Bisognerebbe favorire l’ingresso in un’ottica in cui si comprende che l’opera racconta storie di ragazzi e ragazze ribelli, scontenti della vita restrittiva e opprimente che sono costretti a vivere. Si parla di piccoli eroi che non stanno al gioco, si oppongono e fanno di tutto per ottenere lo spazio e libertà che gli appartiene. Alla fine, di solito muoiono, ma l’opera li ricorda affinché ci siano altri come loro che sentano e facciano proprio quell’urlo di protesta divenuto canto. Avvicinarsi alla lirica significa non sentirsi soli o schiacciati, e realizzare di avere voce in capitolo. L’opera ci mostra le nostre radici, così come i sentimenti e i valori che hanno attraversato e tuttora attraversano le generazioni e che, inevitabilmente, le uniscono. Conoscere l’opera fin da piccoli per continuare a passarci questa fiaccola, al fine di preservarla per il prossimo tratto di strada e alimentarla con la nostra immaginazione e visione delle cose. Sarebbe bello ritornare ai tempi in cui per le case riecheggiavano le arie di Verdi, Puccini, Rossini. Riscoprire la lirica sarebbe come sfogliare un atlante delle passioni umane da cui si può sempre attingere e imparare: la gelosia di Tosca, l’idealismo di Cavaradossi, la spietatezza di Scarpia. Sono questi gli elementi che rendono l’opera un’occasione per riscoprirsi più umani e più italiani, senza che questo comporti nulla di male.

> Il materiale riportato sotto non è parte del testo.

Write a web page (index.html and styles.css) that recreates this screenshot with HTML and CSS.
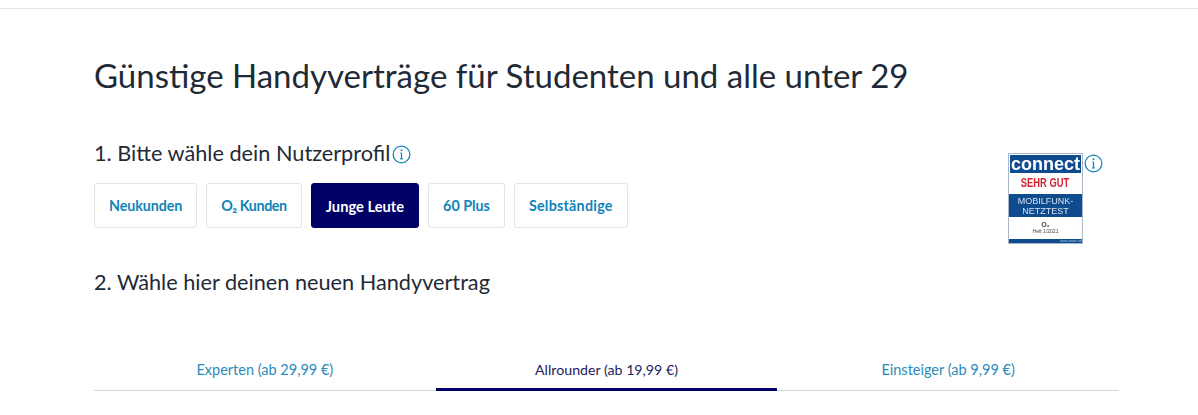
FILE: index.html
```html
<!DOCTYPE html>
<html lang="de">
<head>
    <meta charset="UTF-8">
    <meta name="viewport" content="width=device-width, initial-scale=1.0">
    <title>Günstige Handyverträge</title>
    <link rel="stylesheet" href="styles.css">
</head>
<body>
    <div class="page">
        <h1 class="page-title">Günstige Handyverträge für Studenten und alle unter 29</h1>

        <div class="profile-row">
            <div class="profile-main">
                <h2 class="step-title">1. Bitte wähle dein Nutzerprofil<svg class="info-icon" viewBox="0 0 20 20" aria-hidden="true"><circle cx="10" cy="10" r="8.8"/><path d="M10 8.6v6M8.6 14.6h2.8M8.8 8.6H10"/><circle class="dot" cx="10" cy="5.6" r="1"/></svg></h2>
                <div class="profile-buttons">
                    <button class="profile-button first">Neukunden</button>
                    <button class="profile-button tight">O₂ Kunden</button>
                    <button class="profile-button active">Junge Leute</button>
                    <button class="profile-button">60 Plus</button>
                    <button class="profile-button wide">Selbständige</button>
                </div>
                <h2 class="step-title step-two">2. Wähle hier deinen neuen Handyvertrag</h2>
            </div>

            <div class="award">
                <div class="seal">
                    <div class="seal-brand">connect</div>
                    <div class="seal-grade"><span>SEHR GUT</span></div>
                    <div class="seal-test">MOBILFUNK-<br>NETZTEST</div>
                    <div class="seal-info"><b>O₂</b><br>Heft 1/2021</div>
                    <div class="seal-foot">www.connect.de</div>
                </div>
                <svg class="info-icon award-info" viewBox="0 0 20 20" aria-hidden="true"><circle cx="10" cy="10" r="8.8"/><path d="M10 8.6v6M8.6 14.6h2.8M8.8 8.6H10"/><circle class="dot" cx="10" cy="5.6" r="1"/></svg>
            </div>
        </div>

        <div class="tabs">
            <div class="tab">Experten (ab 29,99 €)</div>
            <div class="tab active">Allrounder (ab 19,99 €)</div>
            <div class="tab">Einsteiger (ab 9,99 €)</div>
        </div>
    </div>
</body>
</html>
```

FILE: styles.css
```css
html, body {
    margin: 0;
    padding: 0;
    background: #fff;
    height: 415px;
    overflow: hidden;
    font-family: Lato, "Noto Sans", Arial, sans-serif;
    color: #1f2a37;
}

.page {
    margin-top: 8px;
    border-top: 1px solid #e4e6ea;
    padding: 0 95px 0 94px;
}

.page-title {
    margin: 46px 0 0;
    font-size: 33px;
    line-height: 40px;
    font-weight: 400;
}

.profile-row {
    display: flex;
    justify-content: space-between;
    margin-top: 43px;
}

.step-title {
    margin: 0;
    font-size: 21.7px;
    line-height: 30px;
    font-weight: 400;
}

.step-title .info-icon {
    margin-left: 2px;
}

.step-two {
    margin-top: 39px;
}

.info-icon {
    width: 19px;
    height: 19px;
    vertical-align: -3px;
    fill: none;
    stroke: #0f84b8;
    stroke-width: 1.3;
}

.info-icon .dot {
    fill: #0f84b8;
    stroke: none;
}

/* 按鈕 */
.profile-buttons {
    display: flex;
    gap: 9px;
    margin-top: 15px;
}

.profile-button {
    height: 45px;
    padding: 0 14px;
    background: #fff;
    color: #0f84b8;
    border: 1px solid #e2e4e8;
    border-radius: 3px;
    font-family: inherit;
    font-size: 14.3px;
    font-weight: 700;
}

.profile-button.first {
    letter-spacing: -0.1px;
}

.profile-button.tight {
    letter-spacing: -0.4px;
}

.profile-button.wide {
    letter-spacing: 0.25px;
}

.profile-button.active {
    background: #000066;
    border-color: #000066;
    color: #fff;
    font-size: 14.7px;
}

/* connect seal */
.award {
    display: flex;
    align-items: flex-start;
    gap: 1px;
    margin-top: 15px;
}

.seal {
    width: 75px;
    height: 91px;
    border: 1px solid #a9b6c8;
    box-sizing: border-box;
    background: #fff;
    text-align: center;
    font-family: "Liberation Sans", Arial, sans-serif;
    display: flex;
    flex-direction: column;
    filter: blur(0.3px);
}

.seal-brand {
    background: #0f4c8f;
    color: #fff;
    font-size: 18px;
    line-height: 18px;
    font-weight: 700;
    margin: 1px 1px 0;
}

.seal-grade {
    color: #d2232f;
    font-size: 12px;
    line-height: 21px;
    font-weight: 700;
}

.seal-grade span {
    display: inline-block;
    transform: scaleX(0.78);
}

.seal-test {
    background: #0f4c8f;
    color: #d5e0ef;
    font-size: 9px;
    line-height: 10px;
    padding: 2px 0 1px;
}

.seal-info {
    flex: 1;
    font-size: 5px;
    line-height: 6px;
    color: #444;
    padding-top: 5px;
}

.seal-info b {
    font-size: 7px;
}

.seal-foot {
    background: #0f4c8f;
    color: #b9c8dc;
    font-size: 3px;
    line-height: 4px;
    text-align: right;
}

.award-info {
    margin-top: 1px;
}

/* tabs */
.tabs {
    display: grid;
    grid-template-columns: repeat(3, 1fr);
    width: 1025px;
    margin-top: 62px;
    border-bottom: 1px solid #d5d8dd;
}

.tab {
    height: 29px;
    text-align: center;
    line-height: 22px;
    font-size: 14.5px;
    color: #2b8cbb;
}

.tab.active {
    color: #1c1c5e;
    font-size: 14.2px;
    border-bottom: 3px solid #000066;
    margin-bottom: -1px;
}
```
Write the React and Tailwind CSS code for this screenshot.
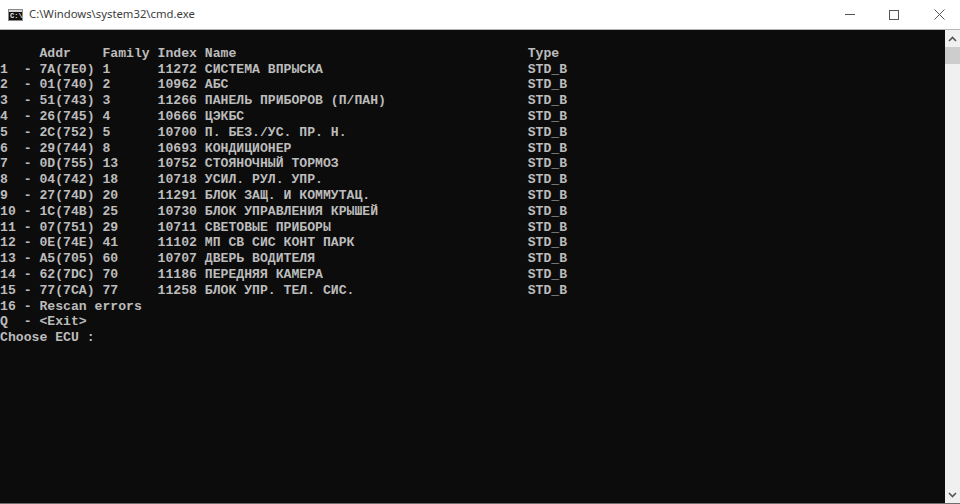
import React from "react";

const ecus = [
  ["1", "7A(7E0)", "1", "11272", "СИСТЕМА ВПРЫСКА"],
  ["2", "01(740)", "2", "10962", "АБС"],
  ["3", "51(743)", "3", "11266", "ПАНЕЛЬ ПРИБОРОВ (П/ПАН)"],
  ["4", "26(745)", "4", "10666", "ЦЭКБС"],
  ["5", "2C(752)", "5", "10700", "П. БЕЗ./УС. ПР. Н."],
  ["6", "29(744)", "8", "10693", "КОНДИЦИОНЕР"],
  ["7", "0D(755)", "13", "10752", "СТОЯНОЧНЫЙ ТОРМОЗ"],
  ["8", "04(742)", "18", "10718", "УСИЛ. РУЛ. УПР."],
  ["9", "27(74D)", "20", "11291", "БЛОК ЗАЩ. И КОММУТАЦ."],
  ["10", "1C(74B)", "25", "10730", "БЛОК УПРАВЛЕНИЯ КРЫШЕЙ"],
  ["11", "07(751)", "29", "10711", "СВЕТОВЫЕ ПРИБОРЫ"],
  ["12", "0E(74E)", "41", "11102", "МП СВ СИС КОНТ ПАРК"],
  ["13", "A5(705)", "60", "10707", "ДВЕРЬ ВОДИТЕЛЯ"],
  ["14", "62(7DC)", "70", "11186", "ПЕРЕДНЯЯ КАМЕРА"],
  ["15", "77(7CA)", "77", "11258", "БЛОК УПР. ТЕЛ. СИС."],
];

const lines = [
  "",
  "     Addr    Family Index Name".padEnd(67) + "Type",
  ...ecus.map(
    ([n, addr, family, index, name]) =>
      `${n.padEnd(3)}- ${addr} ${family.padEnd(6)} ${index} ${name.padEnd(40)} STD_B`
  ),
  "16 - Rescan errors",
  "Q  - <Exit>",
  "Choose ECU :",
];

const CmdIcon = () => (
  <div className="flex h-[12px] w-[15px] flex-col border border-[#8a8a8a] bg-[#111]">
    <div className="h-[2px] bg-[#d8d8d8]" />
    <span className="pl-px font-['Liberation_Mono',monospace] text-[7px] font-bold leading-[8px] text-[#e8e8e8]">
      C:\
    </span>
  </div>
);

export default function App() {
  return (
    <div className="flex h-[504px] w-[960px] flex-col overflow-hidden bg-white">
      <div className="flex h-[30px] shrink-0 items-center border-b border-[#b4b4b4] pl-2">
        <CmdIcon />
        <span className="ml-[6px] flex-1 font-['Noto_Sans',sans-serif] text-[11.3px] text-[#3c3c3c]">
          C:\Windows\system32\cmd.exe
        </span>
        <div className="flex items-center">
          <div className="flex h-[28px] w-[40px] items-center justify-center">
            <div className="h-px w-[10px] bg-[#555]" />
          </div>
          <div className="flex h-[28px] w-[48px] items-center justify-center">
            <div className="h-[10px] w-[10px] border border-[#555]" />
          </div>
          <div className="flex h-[28px] w-[42px] items-center justify-center">
            <svg width="11" height="11" viewBox="0 0 11 11" stroke="#555" strokeWidth="1">
              <path d="M.5.5l10 10M10.5.5l-10 10" />
            </svg>
          </div>
        </div>
      </div>
      <div className="flex min-h-0 flex-1">
        <pre className="flex-1 overflow-hidden bg-[#0c0c0c] font-['Liberation_Mono',monospace] text-[13.13px] font-bold leading-[15.8px] text-[#bcbcbc]">
          {lines.join("\n")}
        </pre>
        <div className="flex w-[15px] shrink-0 flex-col bg-[#f0f0f0]">
          <div className="flex h-[17px] items-center justify-center">
            <svg width="9" height="6" viewBox="0 0 9 6" fill="none" stroke="#555" strokeWidth="1.6">
              <path d="M1 5l3.5-3.5L8 5" />
            </svg>
          </div>
          <div className="h-[17px] bg-[#cdcdcd]" />
          <div className="flex-1" />
          <div className="flex h-[17px] items-center justify-center">
            <svg width="9" height="6" viewBox="0 0 9 6" fill="none" stroke="#555" strokeWidth="1.6">
              <path d="M1 1l3.5 3.5L8 1" />
            </svg>
          </div>
        </div>
      </div>
      <div className="h-px shrink-0 bg-[#6e6e6e]" />
    </div>
  );
}
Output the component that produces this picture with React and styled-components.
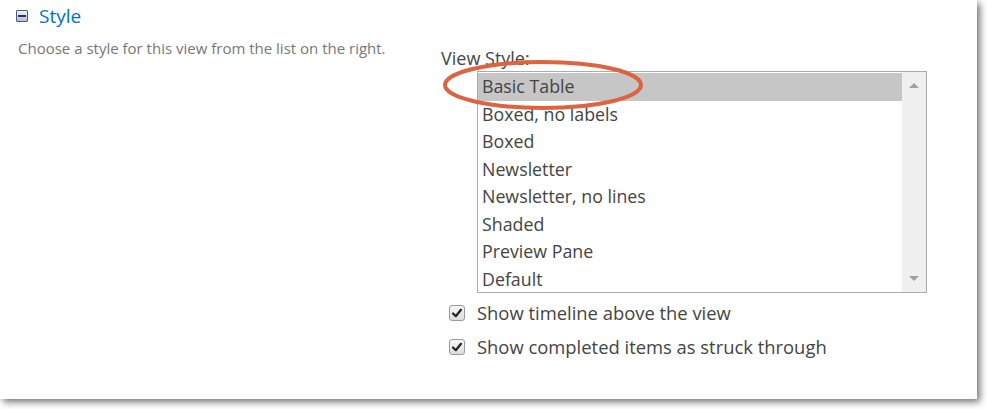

L’attenzione che le autorità e la politica dovrebbero investire in questo campo necessita di un incremento, di una incentivazione maggiore e soprattutto di una comunicazione che faccia di momenti come l’opera un’occasione di crescita e confronto. Sarebbe bello pensare a tante “primine” sparpagliate per tutta l’Italia, con tanti giovani in coda, alcuni spaesati e annoiati, altri eccitati e sovraccarichi; sarebbe bello pensare ad un teatro che unisce tutti rendendosi accessibile economicamente e strutturalmente.
Ci sarebbe davvero tanto su cui lavorare, ma i piccoli fari di speranza ci sono e sono luminosissimi. Io mi auguro solo di poter essere, molto presto, una giovane in coda per il suo biglietto in via dei Filodrammatici, che si emoziona per “Vissi d’Arte” e per “E lucevan le stelle”.